The Supermarket Sweep: What Do Labels (Not) Tell Us?
A workshop activity that encourages students to assess the differences between product information in relation to sustainability, and actual impacts at different stages. The idea of informing the consumer to make better choices is challenged.
By: Gill Seyfang (University of East Anglia)
Session type: Single session, Graduate level, Small/Medium/Large size
Critique of rational choice
Introduction to the teaching example:
The exercise aims to assess the concept and action of educating consumers about sustainability consequences in an effort to impact their purchasing decisions.
Before class, students are divided into groups and given two assignments to do. The activity can also be completed in one sitting.
First, a single category of consumer goods—such as bread, apples, orange juice, coffee, laundry detergent, tins of tuna, toilet paper, etc.—is assigned to each student group. They are then encouraged to visit a store or supermarket and take note of all the different product information that is offered to customers in order to assist them in selecting the option that is the most environmentally-friendly for that particular product category. These could be slogans promoting sustainability, labels, indices, package components, images, numbers, indicators, certifications, country of origin, transportation modes, etc. Alternatively, this activity can easily be carried out in the classroom with internet research.

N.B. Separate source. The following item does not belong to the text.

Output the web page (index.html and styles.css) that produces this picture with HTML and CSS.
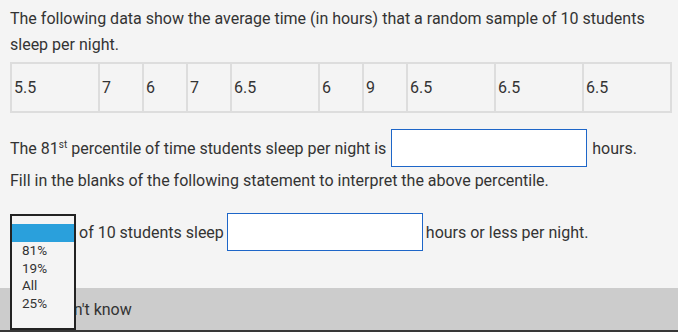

Second, students are instructed to conduct some internet research to determine where and when (i.e., during the extraction of raw materials, manufacture, distribution, use, or disposal) the product category has the greatest economic, social, political, and environmental sustainability repercussions. Here, online tools like the Buycott app and the Ethical Consumer Magazine are useful.
In order to combine these two activities, the groups pool their findings for discussion in a classroom session. Students enter product information and sustainability implications into an activity snapshot matrix using two different colors. The information about the product is then compared to the main effects of the product, where they are similar or different, and the students discuss this link. The groups then come up with a solution to improve labeling systems so that they can reflect sustainability impacts in a better way.